RFC 2616 and Web Performance


RFC 2616 is the specification to the HTTP 1.1 protocol. It defines in some part how web browsers connect with web servers. The purpose of the document is much larger - it defines the communication protocol as a whole - meaning that anything talking HTTP 1.1 should follow the protocol exactly if it wants to follow a set of expected behaviors.

I was reading through this mainly because I'm a nerd and I do these kinds of things as a distraction from my normal work behavior, but also in small part because web site performance is something that I take very seriously. In order for a small webmaster to compete with all the giant corporations out there, he has to squeeze the most out of what he can afford. I have a friend who's Mitsubishi Eclipse could hold it's own against my Porsche 993 (which I no longer own). He didn't spend nearly as much money, but the time and care that he put into the car made a huge difference. That's the way small webmasters should look at web site performance - you don't need $20K servers to deal with 100K visitors / day - you just need to pay attention to the little things - and often you can see large performance boosts for very little cost and effort.

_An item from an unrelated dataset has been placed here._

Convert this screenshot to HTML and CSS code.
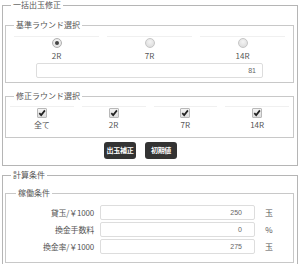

But anyhow, back to RFC 2616. Section 8.1.4 is a little bit enlightening, and it points out a great way to improve web site performance, and your own experience while browsing sites on the web.

Clients that use persistent connections SHOULD limit the number of simultaneous connections that they maintain to a given server. A single-user client SHOULD NOT maintain more than 2 connections with any server or proxy. A proxy SHOULD use up to 2*N connections to another server or proxy, where N is the number of simultaneously active users. These guidelines are intended to improve HTTP response times and avoid congestion.

The emphasis in the above quote is not my own, it is straight out of the RFC. Basically, this means that there is no hard and fast rule, but if you are doing anything major, you really do need to follow the guideline. Now let's see here... what would be something major that followed RFC 2616... maybe Internet Explorer, Safari, and Firefox?

Sure enough, IE and Firefox limit their concurrent http 1.1 connections to any given server. This means that out of the box (which is how MOST people use Firefox and IE), end users will limit themselves to downloading at most 2 objects from your server - it starts out with your HTML page, and from there, any files referenced in your HEAD (CSS or Javascript). After that, it's anybody's guess - images, xml, BODY referenced Javascript or CSS, etc.

Server side, you can alleviate this congestion by maintaining separate host names for some of your static content. If you are serving up javascript and CSS from one host, images from another, and html content from yet another, you open yourself up to 6 concurrent connections per client, thereby increasing the potential load time of your web pages by a factor of 300%. More intelligent design based on content size and potential for usage would increase the actual experience closer to the potential.

Think of it like a queue. There are two lines available. If the request sitting at the front of either line takes longer than a second or two, then all requests behind them in the queue will have to wait. If one of those requests is a 500K file, you've effectively cut off the pipeline by 50% until that file is completely downloaded.

You can fix this "problem" client side by changing configuration options in IE or in Firefox (safari I don't know much about). Either browser can easily be configured to a higher limit of concurrent http requests. For firefox, simply go into about:config and enable network.http.pipelining and change the network.http.pipelining.maxrequests value to your desired number. More about Firefox pipelining here. In IE, of course, you have to edit the registry. The specifics are outlined in this knowledge base entry. I'd rather not repeat it here for fear of getting it wrong with a typo.